▸ Given instruction
Take the lines from the beginning of the material through the line containing "h-full flex-1 flex-col" and retype them exactly, leaving the pictures out.

▸ Data extract
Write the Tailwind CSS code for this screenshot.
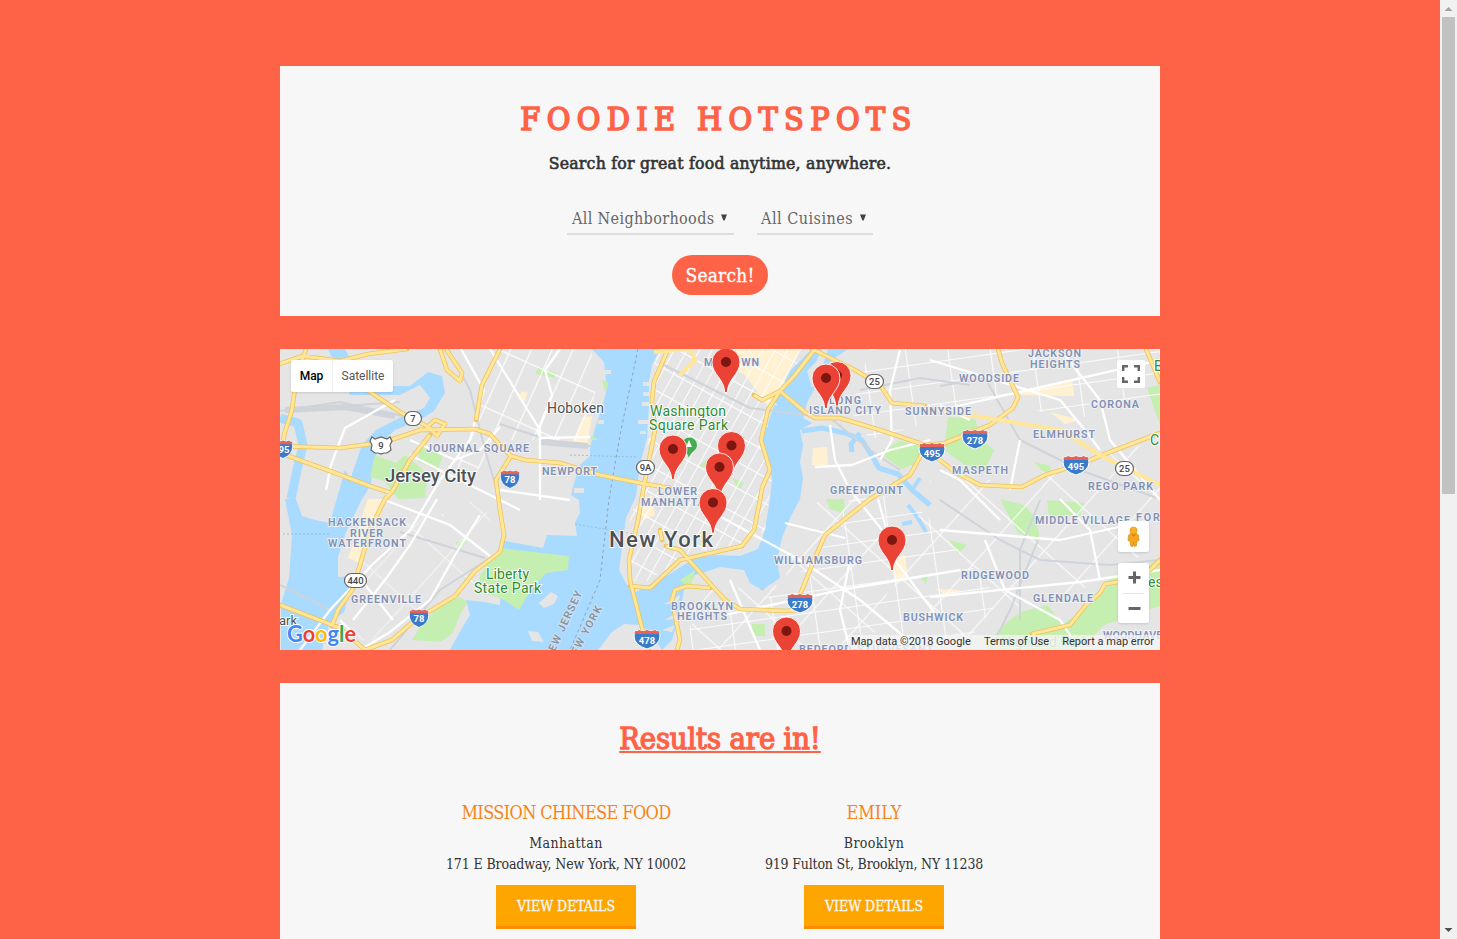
<!DOCTYPE html>
<html lang="en">
<head>
<meta charset="utf-8">
<title>Foodie Hotspots</title>
<script src="https://cdn.jsdelivr.net/npm/@tailwindcss/browser@4"></script>
</head>
<body class="flex h-screen overflow-hidden bg-[#ff6347] font-['Roboto_Slab','DejaVu_Serif_Condensed','DejaVu_Serif',serif] text-[#333]">
<main class="flex h-full flex-1 flex-col items-center gap-[33px] overflow-hidden pt-[66px]">

  <header class="flex h-[250px] w-[880px] shrink-0 flex-col items-center bg-[#f7f7f7] pt-8">
    <h1 class="h-[42px] pr-[2px] text-[32px] leading-[42px] tracking-[6.4px] whitespace-nowrap text-[#ff6347] [-webkit-text-stroke:1.7px_#ff6347]"><span>FOODIE HOTSPOTS</span></h1>
    <p class="mt-3 h-[22px] text-[17.5px] leading-[22px] tracking-[0.23px] whitespace-nowrap [-webkit-text-stroke:0.6px_#333]"><span>Search for great food anytime, anywhere.</span></p>
    <div class="mt-[29px] flex gap-[23px] text-base text-[#666]">
      <div class="flex h-8 w-[167px] items-end justify-between border-b-2 border-[#ddd] pr-[7px] pb-[2px] pl-[5px] whitespace-nowrap"><span class="tracking-[0.36px]">All Neighborhoods</span><svg class="mb-[10px] h-[7px] w-[6px]" viewBox="0 0 6 7"><path d="M0 0.500h6L3.600 6.500H2.400z" fill="#444"/></svg></div>
      <div class="flex h-8 w-[116px] items-end justify-between border-b-2 border-[#ddd] pr-[7px] pb-[2px] pl-1 whitespace-nowrap"><span class="tracking-[0.5px]">All Cuisines</span><svg class="mb-[10px] h-[7px] w-[6px]" viewBox="0 0 6 7"><path d="M0 0.500h6L3.600 6.500H2.400z" fill="#444"/></svg></div>
    </div>
    <button class="mt-5 h-10 w-24 rounded-[20px] bg-[#ff6347] pt-px text-[19px] tracking-[0.2px] whitespace-nowrap text-white [-webkit-text-stroke:0.3px_#fff]"><span>Search!</span></button>
  </header>

  <section class="relative h-[301px] w-[880px] shrink-0 overflow-hidden bg-[#e5e5e5] font-[Roboto,sans-serif]">
    <svg class="block" width="880" height="301" viewBox="280 349 880 301">
      <defs>
        <pattern id="g1" width="11" height="23" patternUnits="userSpaceOnUse" patternTransform="rotate(29)"><path d="M0 0V23M0 0H11" stroke="#fff" stroke-width="1.800" fill="none"/></pattern>
        <pattern id="g4" width="19" height="58" patternUnits="userSpaceOnUse" patternTransform="rotate(24)"><path d="M0 0V58M0 0H19" stroke="#fff" stroke-width="2.400" fill="none"/></pattern>
        <pattern id="g2" width="42" height="21" patternUnits="userSpaceOnUse" patternTransform="translate(8 4) rotate(-8)"><path d="M0 0V21M0 0H42" stroke="#fff" stroke-width="2.200" fill="none"/></pattern>
        <pattern id="g3" width="44" height="58" patternUnits="userSpaceOnUse" patternTransform="rotate(42)"><path d="M0 0V58M0 0H44" stroke="#fff" stroke-width="2.400" fill="none"/></pattern>
        <g id="pin"><path d="M-1.300 0C-1.600-14-14-18-14-30.500A14 14 0 0 1 14-30.500C14-18 1.600-14 1.300 0Z" fill="#ea4335" stroke="#fff" stroke-width=".9"/><circle cy="-30.500" r="5" fill="#7b1610"/></g>
        <g id="sh"><path d="M-12-8Q-10-7-8-9Q-4-7 0-9Q4-7 8-9Q10-7 12-8L13-3Q13 6 0 10Q-13 6-13-3Z" fill="#3a7ac8" stroke="#fff" stroke-width="1"/><path d="M-12-8Q-10-7-8-9Q-4-7 0-9Q4-7 8-9Q10-7 12-8L12.500-5H-12.500Z" fill="#e36359"/></g>
      </defs>
      <rect x="280" y="349" width="880" height="301" fill="#e5e5e5"/>
      <!-- water -->
      <g fill="#a9daff">
        <path d="M592 349L604 362L607 388L602 408L596 425L590 448L590 456L580 465L575 480L571 495L579 500L580 513L575 522L577 536L547 535L543 548L500 540L500 605L484 602L466 600L470 615L462 628L450 650H598L612 632L624 624L640 625L652 634L662 650L672 640L680 612L684 590L695 575L720 567L744 570L750 583L762 590L780 578L777 560L782 538L790 518L800 499L803 478L800 462L803 445L800 430L812 423L803 418L808 400L814 390L818 375L832 360L848 349H812L790 371L778 395L769 420L762 442L765 456L772 478L770 499L765 530L758 549L740 556L715 555L695 558L668 575L650 585L636 592L627 585L619 570L623 540L626 518L636 496L640 465L647 438L649 405L649 380L652 365L660 349Z"/>
        <path d="M285 499L292 535L289 578L281 604V650H322L330 622L344 612L350 589L355 576L338 577L338 557L346 532L362 499L345 470L335 505L330 523L315 520L302 516L296 499Z"/>
        <path d="M328 349H345L352 362L392 375L385 386H410L428 372L442 376L445 393L434 411L418 421L395 430L382 442L373 462L371 485L362 499L348 500L352 474L362 445L376 430L405 415L424 408L430 398L420 385L400 395H350Z"/>
      </g>
      <g fill="none" stroke="#a9daff" stroke-linejoin="round">
        <path stroke-width="9" d="M280 418L298 423L303 445L297 470L291 499"/><path stroke-width="5" d="M802 431L822 428L845 433L862 440L872 456L879 468L898 474L912 490L930 505M860 433L851 444L852 452"/><path stroke-width="4" d="M908 505L918 518L926 532M912 522L902 524M912 490L920 478M762 590L764 570L775 555"/>
      </g>
      <path d="M807 371L816 362L822 349H828L821 371L812 388Z" fill="#e5e5e5"/>
      <!-- parks -->
      <g fill="#c5eeb1">
        <path d="M500 548L569 556L568 570L546 573L530 591L519 610L504 600L478 590L480 575Z"/><path d="M441 604L460 597L467 602L460 615L452 634L440 642L412 640L422 624Z"/>
        <path d="M375 455L396 463L405 455L428 474L425 498L398 499L384 481L370 477Z"/><path d="M420 445L443 455L438 470L418 462Z"/><path d="M883 450L900 441L920 446L919 462L902 469L882 455Z"/><path d="M948 417L975 419L982 440L994 450L986 468L965 465L944 450Z"/><path d="M1000 499L1024 505L1036 518L1040 540L1018 533Z"/>
        <path d="M1000 628L1020 612L1048 605L1062 625L1090 605L1100 590L1115 575L1160 560V606L1104 625L1080 650H985Z"/><path d="M1147 388L1160 385V425Z"/><path d="M826 499H844L845 514L830 509ZM538 367L556 373L555 378L536 374ZM602 380L609 383L605 392ZM752 624H765V636H752ZM455 542L467 540L460 550ZM592 436L599 440H590ZM699 466L712 455L718 470ZM732 478L744 483L739 490ZM950 540L967 545L958 554ZM920 577L928 575L926 584ZM1047 500L1084 503L1080 516H1049ZM680 580L695 570L690 590ZM1034 462L1051 466L1048 477Z"/>
      </g>
      <g fill="#fff1d2"><path d="M368 499H386L374 534L359 563L348 558ZM583 417L592 416L588 440L590 446L572 443ZM522 391L528 393L525 401L518 399ZM720 349H800L771 410L745 375L715 360ZM813 448L827 447L828 467L812 465ZM995 397L1072 380L1074 396L1015 395ZM1050 412L1080 420L1065 424ZM890 560L905 555L908 578L895 580ZM935 589L960 590L950 597ZM640 500L652 495L655 515L643 520Z"/></g>
      <!-- street grids -->
      <path fill="url(#g1)" d="M660 349H812L790 371L762 442L772 478L765 530L740 550L700 550L640 585L627 575L630 520L642 480L650 430L652 370Z"/>
      <path fill="url(#g4)" opacity=".9" d="M500 349H590L600 375L582 440H500L440 520L470 430Z"/>
      <path fill="url(#g2)" opacity=".85" d="M760 600L790 590L850 499L905 495L950 540L1000 600L960 650H690L690 610ZM870 349H1160V400L1070 420L1000 400L870 440L850 410Z"/>
      <path fill="url(#g3)" opacity=".8" d="M790 520L850 480L900 550L870 650H790L690 650L695 590L785 585ZM930 480L1010 480L1160 440V540L1110 580L1010 610L950 650L890 600Z"/>
      <path fill="url(#g3)" opacity=".5" d="M370 530L480 499L500 540L470 590L400 640H350L360 580Z"/>
      <!-- railways -->
      <g fill="none" stroke="#cfd3da" stroke-width="2"><path d="M280 411L340 402L420 420M300 409L400 402M448 349L470 390L485 450L500 500M500 424L560 444L590 446M280 585L330 610M400 532L485 558M490 558L440 590L390 650M660 363L750 408L830 418L870 450L900 470M860 390L920 378L970 385M940 386L985 378L1020 440L1080 470L1160 499M940 500L1000 540L1040 560L1110 565L1160 560M1038 540L1010 610L990 650M1040 500L1020 550L1020 620"/><path stroke-width="6" d="M285 410L345 407L395 416M540 442L588 446"/></g>
      <g fill="none" stroke="#fff" stroke-width="2.300" stroke-linejoin="round">
        <path d="M461 349L484 390L478 410L470 440L440 480L410 530L372 565L330 610L300 650M395 400L345 428L331 465L326 490M382 499L450 525L490 556M500 427L480 450L455 460L410 440M437 499L410 545L385 580L353 620M480 515L455 555L430 600L390 632L360 650M355 572L393 620M490 349L540 430L540 500M410 455L520 510M340 620L355 635M560 349L545 370L552 395L538 432L540 438L590 437M500 490L570 500"/>
        <path d="M712 512L800 560L860 600L920 650M785 523L845 538M830 425L835 460L850 490L890 540M815 467L852 465L890 450L930 440M900 350L890 390L892 440L880 460M930 360L1060 400L1085 430L1100 450M1060 349L1100 400L1110 440L1160 500M940 410L1160 360M940 405L970 420M940 530L1060 540L1150 520M930 597L1080 582L1160 570M985 540L1005 590L1060 620L1080 650M1060 499L1090 530L1100 580M1000 520L960 480L940 470M1010 490L1020 440M725 615L840 590L960 570M730 580L760 650M850 560L840 610L850 650M878 499L895 560L940 620"/>
      </g>
      <path d="M638 349L621 430L609 499L600 580L570 650" fill="none" stroke="#8ea5b8" stroke-width="1" stroke-dasharray="3 3"/>
      <path d="M570 455L636 457M283 534H330M575 524L640 535" stroke="#92b8d0" stroke-width=".8" stroke-dasharray="2 2"/>
      <g fill="#e5e5e5"><path d="M649 382H643V386H649M649 392H643V396H649M650 402H642V406H650M648 420H638V424H648M646 431H640V434H646M605 370H611V374H605M604 420H598V424H604M578 470H586V474H578M574 488H584V493H574M680 595L664 604L678 604M678 612L665 620L677 619M675 625L662 630L672 632M539 603L551 592L558 596L554 604L544 608ZM528 631L538 632L544 642L532 641Z"/></g>
      <!-- highways -->
      <g id="major" fill="none" stroke="#eec35a" stroke-width="4.600" stroke-linejoin="round" stroke-linecap="round">
        <path id="hw1" d="M276 365L303 356L340 361L368 354L407 349M306 349L296 380L292 410L284 435L282 455M280 446L340 448L385 442L420 430L475 429L490 434L500 445L511 456L525 460L560 463L600 475L640 483L670 488M360 385L400 412L430 428L437 436L445 424L435 420L426 428M280 453L330 471L370 486L391 493M430 435L410 460L392 492L385 499L370 530L360 565L352 590L338 610L332 626M280 605L340 628L365 650M365 650L392 640L415 620L455 596L475 571L500 552L504 535L500 510L496 480L511 456M440 349L447 370L460 381L462 373L446 349M500 349L482 385L476 420M668 349L654 382L652 400L655 430L645 480L638 520L629 560L630 580L640 620L648 650M630 586L650 588L680 560L720 551L742 546L754 530L760 500L762 488L770 470L761 440L768 410L780 391M662 540L660 530M666 546L680 550L725 600L740 609L785 611M677 650L680 640L672 600L675 590L687 586L710 588M815 349L795 375L780 391L762 400L754 395M780 391L805 412L815 418L840 418L880 430L925 445L945 443L990 425L1013 408L1018 397L1002 363L998 349M812 349L855 370L880 385L892 403L925 406M925 448L910 475L870 499L825 535L812 565L800 595L797 610L785 611M930 452L955 472L980 485L1022 487L1045 475L1080 464L1110 452L1160 433M1032 634L1070 625L1086 605L1100 593L1105 584L1130 580L1150 570L1160 560M1146 349L1160 382"/>
      </g>
      <use href="#hw1" fill="none" stroke="#ffe699" stroke-width="3"/>
      <path d="M925 408L1000 420L1060 430L1100 455L1160 485M654 352L690 349L695 360L680 375" fill="none" stroke="#ffe699" stroke-width="4"/>
      <!-- place labels -->
      <g font-family="Roboto, sans-serif" font-size="10.700" font-weight="600" fill="#8090b2" stroke="#f1f2f5" stroke-width="1.800" paint-order="stroke">
        <text x="426" y="452" textLength="103">JOURNAL SQUARE</text><text x="542" y="475" textLength="55">NEWPORT</text><text x="328" y="526" textLength="78">HACKENSACK</text><text x="350" y="537" textLength="33">RIVER</text><text x="328" y="547" textLength="78">WATERFRONT</text><text x="351" y="603" textLength="70">GREENVILLE</text>
        <text x="658" y="495" textLength="39">LOWER</text><text x="641" y="506" textLength="72">MANHATTAN</text><text x="704" y="366" textLength="55">MIDTOWN</text><text x="671" y="610" textLength="62">BROOKLYN</text><text x="677" y="620" textLength="50">HEIGHTS</text><text x="829" y="404" textLength="32">LONG</text><text x="809" y="414" textLength="72">ISLAND CITY</text><text x="905" y="415" textLength="66">SUNNYSIDE</text><text x="959" y="382" textLength="60">WOODSIDE</text><text x="1028" y="357" textLength="53">JACKSON</text><text x="1030" y="368" textLength="50">HEIGHTS</text><text x="1091" y="408" textLength="48">CORONA</text><text x="1033" y="438" textLength="62">ELMHURST</text><text x="952" y="474" textLength="56">MASPETH</text><text x="1088" y="490" textLength="65">REGO PARK</text><text x="830" y="494" textLength="73">GREENPOINT</text><text x="1035" y="524" textLength="95">MIDDLE VILLAGE</text><text x="1136" y="521" textLength="62">FOREST H</text><text x="774" y="564" textLength="88">WILLIAMSBURG</text><text x="961" y="579" textLength="68">RIDGEWOOD</text><text x="1033" y="602" textLength="60">GLENDALE</text><text x="903" y="621" textLength="60">BUSHWICK</text><text x="799" y="653" textLength="134">BEDFORD-STUYVESANT</text><text x="1103" y="639" textLength="67">WOODHAVEN</text>
        <g fill="#8993a1" stroke="#cfe3f2"><text transform="translate(551 660) rotate(-65)" textLength="74">NEW JERSEY</text><text transform="translate(573 663) rotate(-62)" textLength="62">NEW YORK</text></g>
      </g>
      <g font-family="Roboto, sans-serif" stroke="#fff" stroke-width="1.800" paint-order="stroke" fill="#4d5156">
        <text x="385" y="482" font-size="18.500" font-weight="500" textLength="91">Jersey City</text><text x="609" y="547" font-size="22" font-weight="500" textLength="104">New York</text><text x="547" y="413" font-size="14" textLength="57">Hoboken</text><text x="279" y="625" font-size="13">ark</text>
        <g fill="#2e8b32" font-size="14"><text x="650" y="416" textLength="76">Washington</text><text x="649" y="430" textLength="79">Square Park</text><text x="486" y="579" textLength="43">Liberty</text><text x="474" y="593" textLength="67">State Park</text><text x="1154" y="371">Be</text><text x="1150" y="445">Citi</text><text x="1148" y="587">est</text><text x="1001" y="647" opacity=".5" textLength="88">Highland Park</text></g>
      </g>
      <!-- road shields -->
      <g font-family="Roboto, sans-serif" font-size="9.500" font-weight="700" text-anchor="middle" fill="#fff">
        <use href="#sh" transform="translate(283 449) scale(.75 .95)"/><text x="284" y="453">95</text><use href="#sh" transform="translate(510 479) scale(.75 .95)"/><text x="510" y="483">78</text><use href="#sh" transform="translate(419 618) scale(.75 .95)"/><text x="419" y="622">78</text><use href="#sh" x="647" y="639"/><text x="647" y="644">478</text><use href="#sh" x="800" y="603"/><text x="800" y="608">278</text><use href="#sh" x="932" y="452"/><text x="932" y="457">495</text><use href="#sh" x="975" y="439"/><text x="975" y="444">278</text><use href="#sh" x="1076" y="465"/><text x="1076" y="470">495</text>
      </g>
      <g fill="#fff" stroke="#656565" stroke-width="1.200"><rect x="404.500" y="411.500" width="17" height="14" rx="7"/><path d="M372 437L375 439L381 437L387 439L390 437L392 441L390 445L391 450L387 453H384L381 454L378 453H375L371 450L372 445L370 441Z"/><rect x="344.500" y="573.500" width="22" height="14" rx="7"/><rect x="636.500" y="460.500" width="18" height="14" rx="7"/><rect x="865.500" y="374.500" width="18" height="14" rx="7"/><rect x="1115.500" y="461.500" width="18" height="14" rx="7"/></g>
      <g font-family="Roboto, sans-serif" font-size="9.500" font-weight="500" text-anchor="middle" fill="#444"><text x="413" y="422">7</text><text x="381" y="449">9</text><text x="355.500" y="584">440</text><text x="645.500" y="471">9A</text><text x="874.500" y="385">25</text><text x="1124.500" y="472">25</text></g>
      <path d="M689 458C688 452 682 451 682 445A7.500 7.500 0 0 1 697 445C697 451 690 452 689 458Z" fill="#43ad50"/><path d="M689 440L692 447H686Z" fill="#fff"/>
      <!-- markers -->
      <use href="#pin" x="726" y="392.500"/><use href="#pin" x="837" y="406"/><use href="#pin" x="826" y="408.500"/><use href="#pin" x="731.500" y="476"/><use href="#pin" x="673" y="479.500"/><use href="#pin" x="719.500" y="497.500"/><use href="#pin" x="713" y="533"/><use href="#pin" x="892" y="570.500"/><use href="#pin" x="786.500" y="661.500"/>
      <g font-family="Lato, sans-serif" font-size="23" stroke="#fff" stroke-width="2" paint-order="stroke"><text x="287" y="642" textLength="69" lengthAdjust="spacingAndGlyphs" font-weight="700"><tspan fill="#4285f4">G</tspan><tspan fill="#ea4335">o</tspan><tspan fill="#fbbc05">o</tspan><tspan fill="#4285f4">g</tspan><tspan fill="#34a853">l</tspan><tspan fill="#ea4335">e</tspan></text></g>
    </svg>
    <div class="absolute top-[11px] left-[11px] flex h-8 w-[102px] rounded-xs bg-white text-xs leading-8 shadow-sm"><span class="w-[42px] border-r border-[#eee] text-center font-medium text-black">Map</span><span class="flex-1 text-center text-[#565656]">Satellite</span></div>
    <div class="absolute top-[11px] left-[837px] flex size-[28px] items-center justify-center rounded-xs bg-white"><svg width="18" height="18" fill="none" stroke="#666" stroke-width="2.400"><path d="M1.200 6V1.200H6M12 1.200h4.800V6M16.800 12v4.800H12M6 16.800H1.200V12"/></svg></div>
    <div class="absolute top-[172px] left-[838px] flex size-[31px] items-center justify-center rounded-xs bg-white shadow-sm"><svg width="13" height="22" viewBox="0 0 14 24"><path d="M4 8L1.500 10L1 16H3L4 22H6.500L7 18L7.500 22H10L11 16H13L12.500 10L10 8Z" fill="#f5a71b" stroke="#c98b2a" stroke-width=".7"/><circle cx="7" cy="5" r="3.900" fill="#f9b122" stroke="#d89525" stroke-width=".7"/><path d="M4.500 9H9.500L7 12Z" fill="#e57b20"/></svg></div>
    <div class="absolute top-[214px] left-[838px] flex h-[60px] w-[31px] flex-col items-center rounded-xs bg-white shadow-sm"><svg width="31" height="60"><path d="M10.500 14.500h12M16.500 8.500v12M10.500 45.500h12" stroke="#666" stroke-width="3"/><path d="M5 30.500h21" stroke="#e6e6e6"/></svg></div>
    <div class="absolute right-0 bottom-0 flex h-[15px] w-[312px] justify-between bg-[#f5f5f5]/75 pr-[6px] pl-[3px] text-[11px] leading-[14px] whitespace-nowrap text-[#333]"><span>Map data ©2018 Google</span><span>Terms of Use</span><span>Report a map error</span></div>
  </section>

  <section class="flex h-[300px] w-[880px] shrink-0 flex-col items-center bg-[#f7f7f7] pt-[35px]">
    <h2 class="h-11 text-[30.5px] leading-[42px] tracking-[-0.1px] whitespace-nowrap text-[#ff6347] underline decoration-2 underline-offset-[2px] [-webkit-text-stroke:1.3px_#ff6347]"><span>Results are in!</span></h2>
    <div class="mt-[39px] grid grid-cols-[308px_308px] text-center text-sm leading-[21px] whitespace-nowrap">
      <article class="flex flex-col items-center"><h3 class="h-[32px] text-[18px] leading-6 tracking-[-0.62px] text-[#f5841a]"><span>MISSION CHINESE FOOD</span></h3><p class="tracking-[0.4px]"><span>Manhattan</span></p><p class="tracking-[-0.12px]"><span>171 E Broadway, New York, NY 10002</span></p><a class="mt-[10px] h-11 w-[140px] border-b-3 border-[#ff8c00] bg-[#ffa500] pt-px leading-[41px] text-[#f7f7f7] [-webkit-text-stroke:0.3px_#f7f7f7]"><span>VIEW DETAILS</span></a></article>
      <article class="flex flex-col items-center"><h3 class="h-[32px] text-[18px] leading-6 text-[#f5841a]"><span>EMILY</span></h3><p class="tracking-[0.4px]"><span>Brooklyn</span></p><p class="tracking-[-0.18px]"><span>919 Fulton St, Brooklyn, NY 11238</span></p><a class="mt-[10px] h-11 w-[140px] border-b-3 border-[#ff8c00] bg-[#ffa500] pt-px leading-[41px] text-[#f7f7f7] [-webkit-text-stroke:0.3px_#f7f7f7]"><span>VIEW DETAILS</span></a></article>
    </div>
  </section>
</main>
<aside class="flex w-[17px] flex-col items-center justify-between bg-[#f1f1f1]">
  <svg width="17" height="494"><path d="M4.500 11L8.500 7L12.500 11Z" fill="#a3a3a3"/><rect x="2" y="17" width="13" height="477" fill="#c1c1c1"/></svg>
  <svg width="17" height="17"><path d="M4.500 6L8.500 10L12.500 6Z" fill="#505050"/></svg>
</aside>
</body>
</html>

▸ Exercise result
Write the Tailwind CSS code for this screenshot.
<!DOCTYPE html>
<html lang="en">
<head>
<meta charset="utf-8">
<title>Foodie Hotspots</title>
<script src="https://cdn.jsdelivr.net/npm/@tailwindcss/browser@4"></script>
</head>
<body class="flex h-screen overflow-hidden bg-[#ff6347] font-['Roboto_Slab','DejaVu_Serif_Condensed','DejaVu_Serif',serif] text-[#333]">
<main class="flex h-full flex-1 flex-col items-center gap-[33px] overflow-hidden pt-[66px]">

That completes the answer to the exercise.